Le lendemain à l’aube, Klester Cavalcanti est transféré dans une prison où il est enfermé dans une cellule avec une vingtaine d’autres détenus. L’un d’eux parle un peu anglais ce qui lui permet de communiquer. Certains ont combattu contre l’armée syrienne, d’autres ont commis de simples délits. En comparaison avec le poste de police, “ce n’était pas si mal”, se souvient le reporter, si ce n’est l’incertitude totale dans laquelle il est plongé. “Je ne savais rien sur rien”. Il est resté dans le noir total six jours durant.
Le 25 mai, sans plus d’explication, il est sorti de sa cellule et emmené à Damas. Libéré, Klester Cavalcanti reste néanmoins coincé deux jours dans la capitale, son visa ayant expiré. Une fois sa situation régularisée, il peut quitter la Syrie pour le Liban, dans une voiture de l’ambassade brésilienne. C’est seulement une fois la frontière passée qu’il se sent libre. De Beyrouth, il s’envole pour São Paulo.
Malgré sa libération, Klester Cavalcanti demeure dans l’incompréhension totale. “Je pense encore à ce qu’il m’est arrivé”, dit le journaliste, expliquant que, “jusqu’à ce jour, personne ne m’a dit ce que j’avais fait de mal.”

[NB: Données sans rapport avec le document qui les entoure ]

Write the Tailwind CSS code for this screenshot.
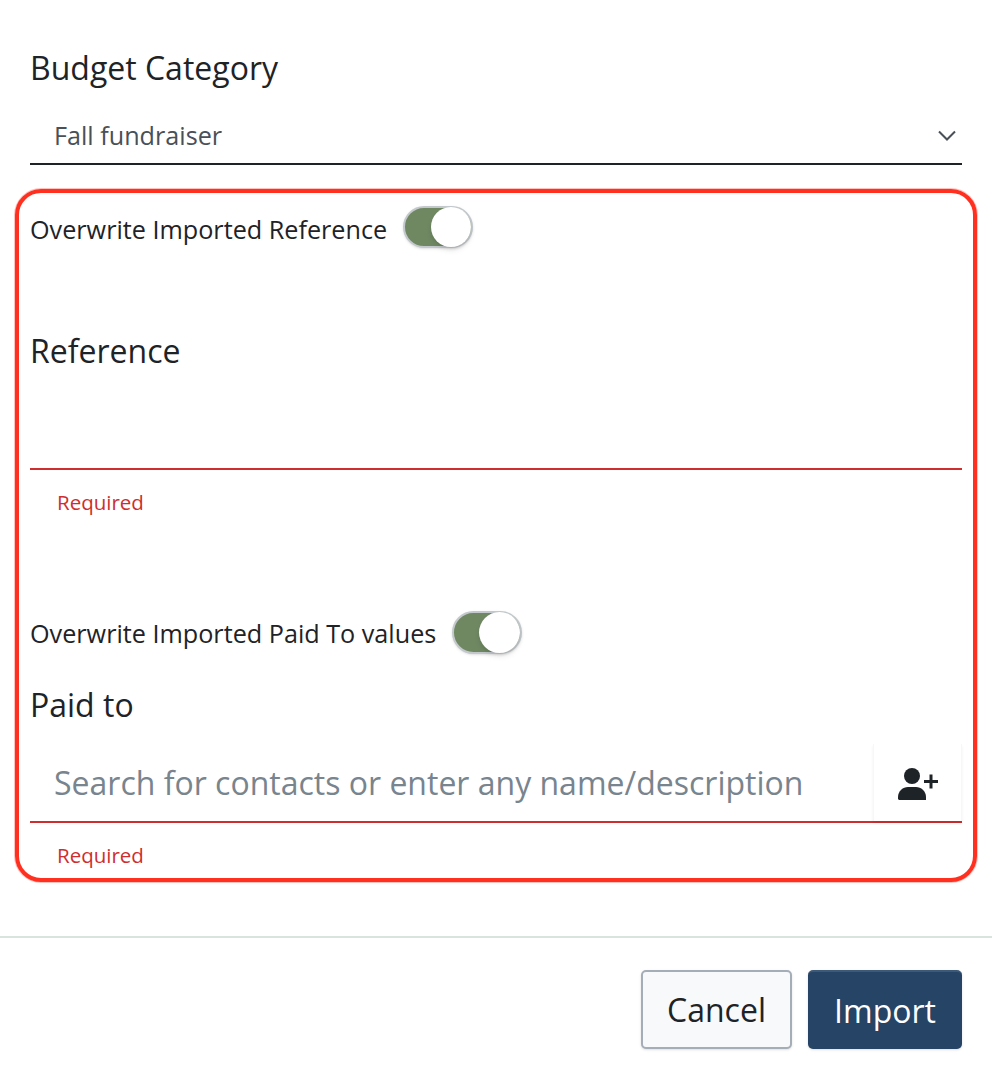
<!DOCTYPE html>
<html lang="en">

<head>
    <meta charset="UTF-8">
    <meta name="viewport" content="width=device-width, initial-scale=1.0">
    <title>Import options</title>
    <script src="https://cdn.jsdelivr.net/npm/@tailwindcss/browser@4"></script>
</head>

<body class="bg-white font-['Open_Sans',sans-serif] text-[#1e2327]">
    <div class="flex flex-col h-[1078px] w-[992px] overflow-hidden">

        <!-- budget category -->
        <div class="px-[30px] pt-[46px]">
            <label class="block text-[32px] leading-[44px]">Budget Category</label>
            <div class="flex items-center justify-between mt-[18px] h-[57px] pl-[24px] pr-[6px] border-b-2 border-[#1e2327]">
                <span class="text-[25.2px] text-[#495057]">Fall fundraiser</span>
                <svg class="w-[18px] h-[11px]" viewBox="0 0 18 11" fill="none" stroke="#495057" stroke-width="2">
                    <path d="M1 1.500l8 8 8-8" />
                </svg>
            </div>
        </div>

        <!-- highlighted area -->
        <div class="mt-[24px] mx-[15px] h-[693px] px-[11px] border-4 border-[#ff3020] rounded-[26px] ring-1 ring-[#ff3020]/30">
            <div class="flex items-center gap-[16px] mt-[13px] h-[42px]">
                <span class="pt-[5px] text-[25.2px]">Overwrite Imported Reference</span>
                <span class="flex items-center justify-end w-[70px] h-[42px] rounded-full bg-[#6f8862] border-2 border-[#c3c8cc] shadow-sm">
                    <span class="w-[40px] h-[40px] rounded-full bg-white shadow-md"></span>
                </span>
            </div>

            <label class="block mt-[81px] text-[32px] leading-[44px]">Reference</label>
            <div class="mt-[36px] h-[61px] border-b-2 border-[#cf2e2e]"></div>
            <p class="mt-[16px] pl-[27px] text-[20.500px] leading-[32px] text-[#cf2e2e]">Required</p>

            <div class="flex items-center gap-[16px] mt-[93px] h-[42px]">
                <span class="pt-[4px] text-[25.2px]">Overwrite Imported Paid To values</span>
                <span class="flex items-center justify-end w-[70px] h-[43px] rounded-full bg-[#6f8862] border-2 border-[#c3c8cc] shadow-sm">
                    <span class="w-[41px] h-[41px] rounded-full bg-white shadow-md"></span>
                </span>
            </div>

            <label class="block mt-[30px] text-[32px] leading-[44px]">Paid to</label>
            <div class="flex items-stretch mt-[17px] h-[79px] border-b-2 border-[#cf2e2e]">
                <span class="flex-1 flex items-center pl-[24px] text-[32px] text-[#78848e] whitespace-nowrap">Search for contacts or enter any name/description</span>
                <span class="flex items-center justify-center w-[89px] border-x border-[#f6f7f8] shadow-[0_2px_3px_rgba(0,0,0,0.06)]">
                    <svg class="w-[40px] h-[32px] mt-[2px]" viewBox="0 0 40 32" fill="#1e2327">
                        <circle cx="14" cy="8" r="8" />
                        <path d="M0 31v-2c0-6 5-10 10-10h8c5 0 10 4 10 10v3H1z" />
                        <path d="M33 6.500v14M26 13.500h14" fill="none" stroke="#1e2327" stroke-width="3" />
                    </svg>
                </span>
            </div>
            <p class="mt-[16px] pl-[27px] text-[20.500px] leading-[32px] text-[#cf2e2e]">Required</p>
        </div>

        <!-- footer -->
        <div class="flex justify-end gap-[16px] mt-[54px] px-[30px] pt-[32px] border-t-2 border-[#d8e4dc]">
            <button class="w-[151px] h-[79px] rounded-[5px] bg-[#f8f9fa] border-2 border-[#a5adb6] text-[32px] text-[#1e2327] shadow-sm">Cancel</button>
            <button class="w-[154px] h-[79px] rounded-[5px] bg-[#264465] border-t-2 border-[#3d5978] text-[32px] text-white shadow-sm">Import</button>
        </div>
    </div>
</body>

</html>
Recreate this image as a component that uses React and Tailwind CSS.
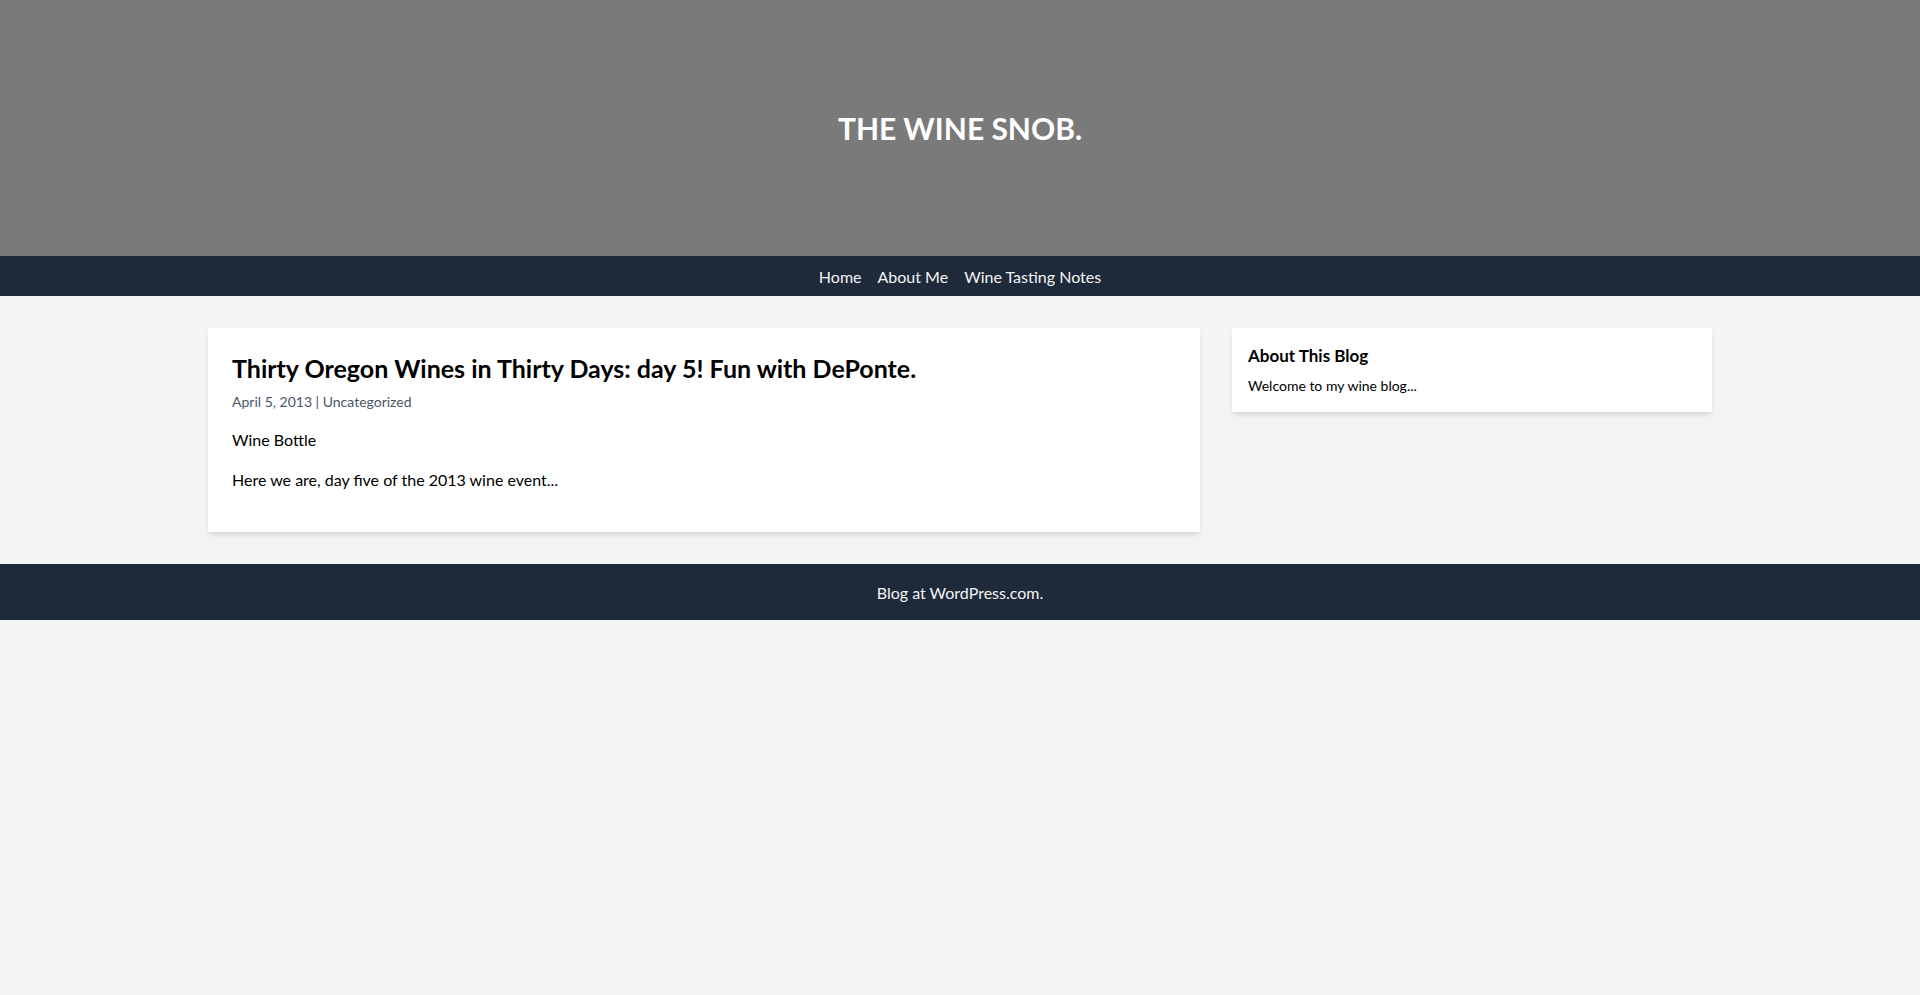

“Depuis des mois, le régime de Damas menace les journalistes entrés illégalement dans le pays. Le 31 mai dernier, il n’a pas hésité à en publier la liste. Or avec le témoignage de ce journaliste brésilien, on voit clairement que même lorsqu’ils sont munis d’un visa, les professionnels de l’information ne sont pas protégés de l’arbitraire des forces de sécurité affiliées au régime. Ces pratiques doivent cesser”, a déclaré Reporters sans frontières.
“La sécurité des émetteurs d’information, journalistes ou citoyens-journalistes, syriens ou étrangers, doit être garantie, non seulement par l’armée syrienne, mais également par l’Armée libre syrienne”, a insisté l’organisation, préoccupée par le témoignage d’Alex Thomson, journaliste de la chaîne britannique Channel 4, publié le 8 juin 2012 et intitulé ‘Set up to be shot’.
Dans son article, le journaliste décrit comment les rebelles, opposants au régime de Bashar Al-Assad, lui auraient tendu un piège, à la sortie d’Al-Qusayr, l’emmenant, lui et ses collègues, dans une zone où les soldats de l’armée nationale syrienne tiraient à vue. Le journaliste conclut : “Pour moi, il est tout à fait clair que les rebelles nous ont délibérément mis face à ce scénario pour que nous soyons abattus par l’armée syrienne. La mort de journalistes est nuisible au régime de Damas”.
En janvier dernier, Reporters sans frontières avait déjà reçu le témoignage de journalistes étrangers menacés par des rebelles de l’Armée libre syrienne, accusés d’avoir fourni des données sur ses positions à l’armée régulière.